[Stated exercise]
Without the pictures, repeat the listing character for character.

^^^^^^^^

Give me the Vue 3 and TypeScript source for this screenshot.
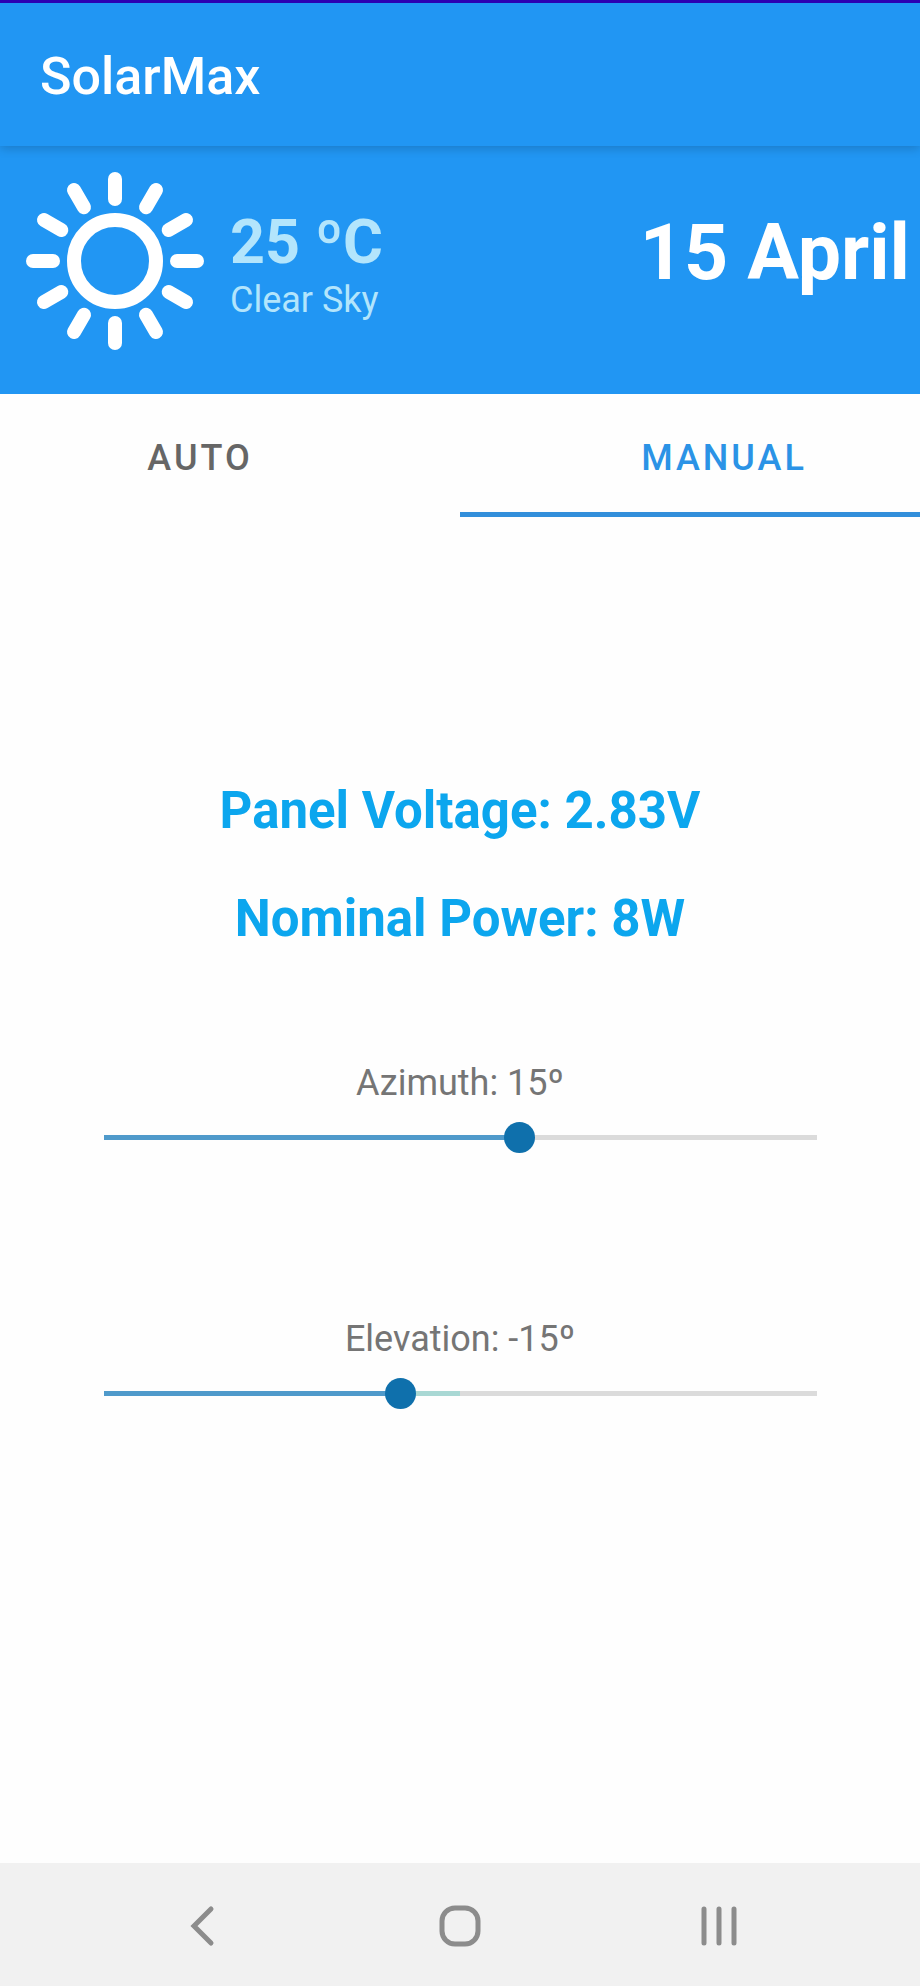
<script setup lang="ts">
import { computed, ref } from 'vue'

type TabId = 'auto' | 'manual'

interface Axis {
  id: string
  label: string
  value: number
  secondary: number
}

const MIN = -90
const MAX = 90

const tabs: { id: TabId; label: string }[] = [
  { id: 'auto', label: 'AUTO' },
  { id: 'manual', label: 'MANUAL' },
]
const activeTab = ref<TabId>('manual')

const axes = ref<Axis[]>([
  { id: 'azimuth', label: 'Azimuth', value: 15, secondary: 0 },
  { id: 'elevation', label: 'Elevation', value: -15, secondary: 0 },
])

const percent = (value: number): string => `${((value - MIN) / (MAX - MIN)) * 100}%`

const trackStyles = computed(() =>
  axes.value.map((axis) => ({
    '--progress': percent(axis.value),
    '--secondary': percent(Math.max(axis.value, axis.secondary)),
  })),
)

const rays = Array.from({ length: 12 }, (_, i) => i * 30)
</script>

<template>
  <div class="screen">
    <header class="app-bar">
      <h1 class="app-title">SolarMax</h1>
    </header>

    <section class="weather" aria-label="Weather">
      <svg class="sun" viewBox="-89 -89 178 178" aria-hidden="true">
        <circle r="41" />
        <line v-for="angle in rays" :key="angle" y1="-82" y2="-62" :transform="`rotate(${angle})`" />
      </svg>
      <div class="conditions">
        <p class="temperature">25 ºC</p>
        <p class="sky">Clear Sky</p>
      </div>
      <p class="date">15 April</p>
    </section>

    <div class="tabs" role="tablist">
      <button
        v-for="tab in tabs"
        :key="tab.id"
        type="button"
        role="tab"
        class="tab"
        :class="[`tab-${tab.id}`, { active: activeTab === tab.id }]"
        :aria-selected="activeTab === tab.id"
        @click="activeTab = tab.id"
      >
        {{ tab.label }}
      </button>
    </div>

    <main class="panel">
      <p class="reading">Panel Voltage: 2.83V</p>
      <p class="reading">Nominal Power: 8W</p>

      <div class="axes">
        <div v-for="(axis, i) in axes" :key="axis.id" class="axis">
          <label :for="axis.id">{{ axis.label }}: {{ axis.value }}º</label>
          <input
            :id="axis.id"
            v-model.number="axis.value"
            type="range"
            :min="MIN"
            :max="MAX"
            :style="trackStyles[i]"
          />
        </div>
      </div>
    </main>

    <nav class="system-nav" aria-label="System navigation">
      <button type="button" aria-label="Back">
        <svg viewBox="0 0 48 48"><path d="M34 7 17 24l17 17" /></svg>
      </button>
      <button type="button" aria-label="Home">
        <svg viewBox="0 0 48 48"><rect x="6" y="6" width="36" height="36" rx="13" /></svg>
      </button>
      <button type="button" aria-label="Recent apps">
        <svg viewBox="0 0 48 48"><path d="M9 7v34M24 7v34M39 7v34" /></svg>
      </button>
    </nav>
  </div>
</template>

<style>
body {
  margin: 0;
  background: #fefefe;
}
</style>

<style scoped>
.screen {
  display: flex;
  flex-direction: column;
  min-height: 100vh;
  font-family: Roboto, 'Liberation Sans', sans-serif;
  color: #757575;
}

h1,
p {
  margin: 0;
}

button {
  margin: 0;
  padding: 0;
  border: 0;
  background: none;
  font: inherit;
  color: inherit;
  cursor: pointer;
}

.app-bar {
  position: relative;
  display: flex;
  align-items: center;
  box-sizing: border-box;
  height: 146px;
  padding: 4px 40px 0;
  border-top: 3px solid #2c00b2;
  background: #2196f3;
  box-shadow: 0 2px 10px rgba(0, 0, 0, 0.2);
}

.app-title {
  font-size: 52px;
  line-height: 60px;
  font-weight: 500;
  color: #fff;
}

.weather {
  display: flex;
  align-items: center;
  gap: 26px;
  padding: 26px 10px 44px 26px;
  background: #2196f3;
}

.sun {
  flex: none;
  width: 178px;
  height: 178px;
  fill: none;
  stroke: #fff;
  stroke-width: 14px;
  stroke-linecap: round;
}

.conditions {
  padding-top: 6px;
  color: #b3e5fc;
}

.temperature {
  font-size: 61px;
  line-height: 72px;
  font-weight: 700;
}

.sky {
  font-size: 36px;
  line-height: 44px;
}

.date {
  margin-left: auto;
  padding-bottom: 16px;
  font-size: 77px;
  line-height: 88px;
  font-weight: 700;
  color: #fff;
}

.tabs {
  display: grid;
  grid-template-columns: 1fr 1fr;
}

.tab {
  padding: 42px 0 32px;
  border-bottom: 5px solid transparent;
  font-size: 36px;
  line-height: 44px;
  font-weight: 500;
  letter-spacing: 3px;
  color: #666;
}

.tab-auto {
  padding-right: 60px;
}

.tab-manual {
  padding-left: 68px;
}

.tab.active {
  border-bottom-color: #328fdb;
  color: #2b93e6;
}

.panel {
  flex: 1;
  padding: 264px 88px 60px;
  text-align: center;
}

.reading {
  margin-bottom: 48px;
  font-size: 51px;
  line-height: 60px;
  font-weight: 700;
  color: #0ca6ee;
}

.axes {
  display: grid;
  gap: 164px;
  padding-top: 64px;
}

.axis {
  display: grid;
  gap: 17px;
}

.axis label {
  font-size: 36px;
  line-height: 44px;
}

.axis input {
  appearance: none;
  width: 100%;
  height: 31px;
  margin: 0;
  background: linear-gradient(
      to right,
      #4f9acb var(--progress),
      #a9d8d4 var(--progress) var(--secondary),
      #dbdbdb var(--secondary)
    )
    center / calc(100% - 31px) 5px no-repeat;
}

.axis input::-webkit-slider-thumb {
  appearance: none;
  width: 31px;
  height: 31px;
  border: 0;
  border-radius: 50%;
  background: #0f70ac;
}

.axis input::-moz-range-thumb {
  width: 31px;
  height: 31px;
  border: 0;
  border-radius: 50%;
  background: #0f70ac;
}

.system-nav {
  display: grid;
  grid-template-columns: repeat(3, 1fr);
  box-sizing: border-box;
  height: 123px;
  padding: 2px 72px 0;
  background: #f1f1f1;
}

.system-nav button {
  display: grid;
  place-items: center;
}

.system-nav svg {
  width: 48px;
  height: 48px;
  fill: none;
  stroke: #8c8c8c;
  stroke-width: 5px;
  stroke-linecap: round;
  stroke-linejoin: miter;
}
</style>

^^^^^^^^

[Output of the task]
Give me the Vue 3 and TypeScript source for this screenshot.
<script setup lang="ts">
import { computed, ref } from 'vue'

type TabId = 'auto' | 'manual'

interface Axis {
  id: string
  label: string
  value: number
  secondary: number
}

const MIN = -90
const MAX = 90

const tabs: { id: TabId; label: string }[] = [
  { id: 'auto', label: 'AUTO' },
  { id: 'manual', label: 'MANUAL' },
]
const activeTab = ref<TabId>('manual')

const axes = ref<Axis[]>([
  { id: 'azimuth', label: 'Azimuth', value: 15, secondary: 0 },
  { id: 'elevation', label: 'Elevation', value: -15, secondary: 0 },
])

const percent = (value: number): string => `${((value - MIN) / (MAX - MIN)) * 100}%`

const trackStyles = computed(() =>
  axes.value.map((axis) => ({
    '--progress': percent(axis.value),
    '--secondary': percent(Math.max(axis.value, axis.secondary)),
  })),
)

const rays = Array.from({ length: 12 }, (_, i) => i * 30)
</script>

<template>
  <div class="screen">
    <header class="app-bar">
      <h1 class="app-title">SolarMax</h1>
    </header>

    <section class="weather" aria-label="Weather">
      <svg class="sun" viewBox="-89 -89 178 178" aria-hidden="true">
        <circle r="41" />
        <line v-for="angle in rays" :key="angle" y1="-82" y2="-62" :transform="`rotate(${angle})`" />
      </svg>
      <div class="conditions">
        <p class="temperature">25 ºC</p>
        <p class="sky">Clear Sky</p>
      </div>
      <p class="date">15 April</p>
    </section>

    <div class="tabs" role="tablist">
      <button
        v-for="tab in tabs"
        :key="tab.id"
        type="button"
        role="tab"
        class="tab"
        :class="[`tab-${tab.id}`, { active: activeTab === tab.id }]"
        :aria-selected="activeTab === tab.id"
        @click="activeTab = tab.id"
      >
        {{ tab.label }}
      </button>
    </div>

    <main class="panel">
      <p class="reading">Panel Voltage: 2.83V</p>
      <p class="reading">Nominal Power: 8W</p>

      <div class="axes">
        <div v-for="(axis, i) in axes" :key="axis.id" class="axis">
          <label :for="axis.id">{{ axis.label }}: {{ axis.value }}º</label>
          <input
            :id="axis.id"
            v-model.number="axis.value"
            type="range"
            :min="MIN"
            :max="MAX"
            :style="trackStyles[i]"
          />
        </div>
      </div>
    </main>

    <nav class="system-nav" aria-label="System navigation">
      <button type="button" aria-label="Back">
        <svg viewBox="0 0 48 48"><path d="M34 7 17 24l17 17" /></svg>
      </button>
      <button type="button" aria-label="Home">
        <svg viewBox="0 0 48 48"><rect x="6" y="6" width="36" height="36" rx="13" /></svg>
      </button>
      <button type="button" aria-label="Recent apps">
        <svg viewBox="0 0 48 48"><path d="M9 7v34M24 7v34M39 7v34" /></svg>
      </button>
    </nav>
  </div>
</template>

<style>
body {
  margin: 0;
  background: #fefefe;
}
</style>

<style scoped>
.screen {
  display: flex;
  flex-direction: column;
  min-height: 100vh;
  font-family: Roboto, 'Liberation Sans', sans-serif;
  color: #757575;
}

h1,
p {
  margin: 0;
}

button {
  margin: 0;
  padding: 0;
  border: 0;
  background: none;
  font: inherit;
  color: inherit;
  cursor: pointer;
}

.app-bar {
  position: relative;
  display: flex;
  align-items: center;
  box-sizing: border-box;
  height: 146px;
  padding: 4px 40px 0;
  border-top: 3px solid #2c00b2;
  background: #2196f3;
  box-shadow: 0 2px 10px rgba(0, 0, 0, 0.2);
}

.app-title {
  font-size: 52px;
  line-height: 60px;
  font-weight: 500;
  color: #fff;
}

.weather {
  display: flex;
  align-items: center;
  gap: 26px;
  padding: 26px 10px 44px 26px;
  background: #2196f3;
}

.sun {
  flex: none;
  width: 178px;
  height: 178px;
  fill: none;
  stroke: #fff;
  stroke-width: 14px;
  stroke-linecap: round;
}

.conditions {
  padding-top: 6px;
  color: #b3e5fc;
}

.temperature {
  font-size: 61px;
  line-height: 72px;
  font-weight: 700;
}

.sky {
  font-size: 36px;
  line-height: 44px;
}

.date {
  margin-left: auto;
  padding-bottom: 16px;
  font-size: 77px;
  line-height: 88px;
  font-weight: 700;
  color: #fff;
}

.tabs {
  display: grid;
  grid-template-columns: 1fr 1fr;
}

.tab {
  padding: 42px 0 32px;
  border-bottom: 5px solid transparent;
  font-size: 36px;
  line-height: 44px;
  font-weight: 500;
  letter-spacing: 3px;
  color: #666;
}

.tab-auto {
  padding-right: 60px;
}

.tab-manual {
  padding-left: 68px;
}

.tab.active {
  border-bottom-color: #328fdb;
  color: #2b93e6;
}

.panel {
  flex: 1;
  padding: 264px 88px 60px;
  text-align: center;
}

.reading {
  margin-bottom: 48px;
  font-size: 51px;
  line-height: 60px;
  font-weight: 700;
  color: #0ca6ee;
}

.axes {
  display: grid;
  gap: 164px;
  padding-top: 64px;
}

.axis {
  display: grid;
  gap: 17px;
}

.axis label {
  font-size: 36px;
  line-height: 44px;
}

.axis input {
  appearance: none;
  width: 100%;
  height: 31px;
  margin: 0;
  background: linear-gradient(
      to right,
      #4f9acb var(--progress),
      #a9d8d4 var(--progress) var(--secondary),
      #dbdbdb var(--secondary)
    )
    center / calc(100% - 31px) 5px no-repeat;
}

.axis input::-webkit-slider-thumb {
  appearance: none;
  width: 31px;
  height: 31px;
  border: 0;
  border-radius: 50%;
  background: #0f70ac;
}

.axis input::-moz-range-thumb {
  width: 31px;
  height: 31px;
  border: 0;
  border-radius: 50%;
  background: #0f70ac;
}

.system-nav {
  display: grid;
  grid-template-columns: repeat(3, 1fr);
  box-sizing: border-box;
  height: 123px;
  padding: 2px 72px 0;
  background: #f1f1f1;
}

.system-nav button {
  display: grid;
  place-items: center;
}

.system-nav svg {
  width: 48px;
  height: 48px;
  fill: none;
  stroke: #8c8c8c;
  stroke-width: 5px;
  stroke-linecap: round;
  stroke-linejoin: miter;
}
</style>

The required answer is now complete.